Climate change is causing storms and hurricanes to become more intense: lasting longer, unleashing stronger winds, and causing more damage to coastal ecosystems and communities. ©Eric Rock

Suppose we meet for a cup of coffee, and in the course of our conversation, I tell you that 2014 was officially the hottest year on record. I mention that over the past 12 years, every state in the Western United States has experienced an increase in the average number of large wildfires per year compared to the annual average from 1980 to 2000. I state that only 50 parts per million of greenhouse gases stand between disaster and us.

Now, imagine a different scenario. I’m your physician, and I tell you that the high particulate matter found in the air in your neighborhood causes your asthma. I warn you that you’ll have to start watching for signs that you could have malaria, which you never worried about before because of where you live. I advise you to make sure that your elderly parents have air-conditioning in their home this summer because they could die without it.

Which conversation do you think you would take more seriously? Which would be most likely to motivate you to become an advocate for locally addressing climate change?

2013’s Rim Fire was the largest wildfire in Sierra Nevada history. ©Candice Gaukel Andrews

It’s not “just business”; it’s personal

In a recent talk at Howard University College of Medicine in Washington, D.C., President Barack Obama, U.S. Surgeon General Dr. Vivek Murthy and Environmental Protection Agency (EPA) Administrator Gina McCarthy spoke about a new climate change communication strategy: one that will link the rapid warming of our planet with personal health. The president’s hope is that by framing global warming as a public health issue, rather than as an environmental or national security problem, people will more easily and quickly connect with the crisis. The thinking is that if you don’t live on the coasts or in the American West’s fire zones, it may be easy to brush aside 2012’s Hurricane Sandy—one of the costliest natural disasters on record in the United States—or 2013’s Rim Fire—the largest wildfire in Sierra Nevada history, fueled by hot temperatures and a severe drought. But, it’s much harder to ignore your own health and that of your family.

According to the EPA, Earth’s average temperature has risen by 1.4 degrees Fahrenheit over the past century. It is projected to rise an additional 2 degrees over the next 100 years. While these shifts may seem small, they can translate into large and potentially dangerous changes in our weather. Many places have already experienced more floods, more droughts and/or more frequent and severe heat waves.

The World Health Organization estimates climate change will cause an additional 250,000 people per year to die between 2030 and 2050. It is thought that diarrhea, heat exposure, malaria and malnutrition will take most of them. Lack of proper nutrition already accounts for three million deaths each year, but rising temperatures and more variable rainfall patterns will reduce crop yields in the future. More frequent and intense floods will create more breeding grounds for disease-carrying insects, such as mosquitoes. Diseases will spread and accelerate.

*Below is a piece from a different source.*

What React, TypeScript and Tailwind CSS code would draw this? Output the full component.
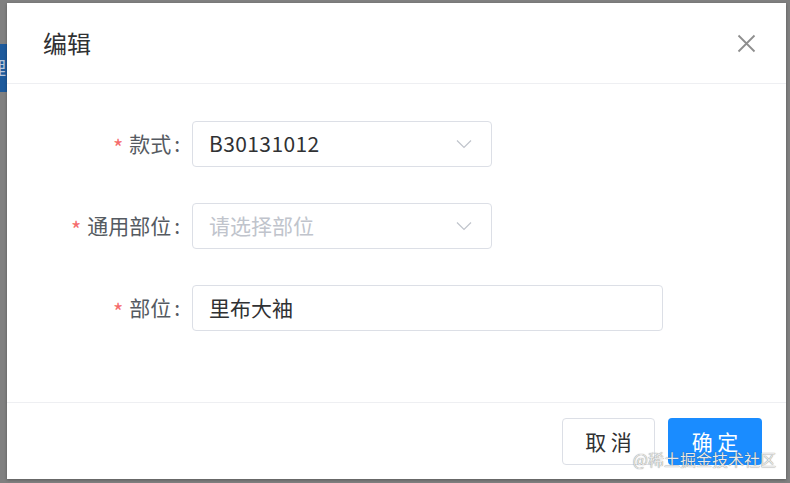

The average temperature on Earth has risen by 1.4 degrees Fahrenheit over the past century. Many places have already experienced more frequent and severe heat waves. ©Candice Gaukel Andrews

More particulates in the air and earlier springs and longer summers will mean longer allergy seasons and greater and more severe incidents of asthma, resulting in more missed days of school and work. According to the president, there will be more costly trips to the doctor—and more scary moments for parents and their children.

There will be apps for that

To help jump-start this new climate change communication strategy, the U.S. government will make more than 150 data sets about climate change and public health from agencies such as the Centers for Disease Control and Prevention (CDC) open to the public. Companies, including Google and Microsoft, plan to use this data to generate apps and tools that individual families will be able to use to monitor the air quality in their communities in real time. Some medical and public health schools have pledged to train their students in the health impacts of climate change.

Critics of this new communication strategy, however, say that emphasizing climate change’s personal and family health threat will just be more fodder for those who say environmentalism is too rooted in emotion rather than in hard-cost calculations and an awareness of the necessity of making difficult trade-offs.

Is it time to think of climate change as predominantly a health issue rather than an environmental problem? ©Eric Rock

That may be true, but hard science and cold calculations haven’t seemed to work, either. After decades of dire scientific warnings about the effects of continuing rapid climate change, there still exists a sizable group of people who doubt climate change is happening at all. In fact, according to a March 2015 Gallup poll, Americans are no more likely today (55 percent) than in the past two years to believe the effects of global warming are occurring. And how do you use facts to talk about the issue when the very words “climate change” have been reported to be banned from the mouths of state officials?

Do you think framing global warming as a public health issue—rather than an environmental issue—will finally encourage some meaningful local and national action? Could medical professionals turn out to be the best messengers we have for what will happen to us if rapid climate change continues?

After all, as President Obama said, “you can’t cordon yourself off from the air or climate.”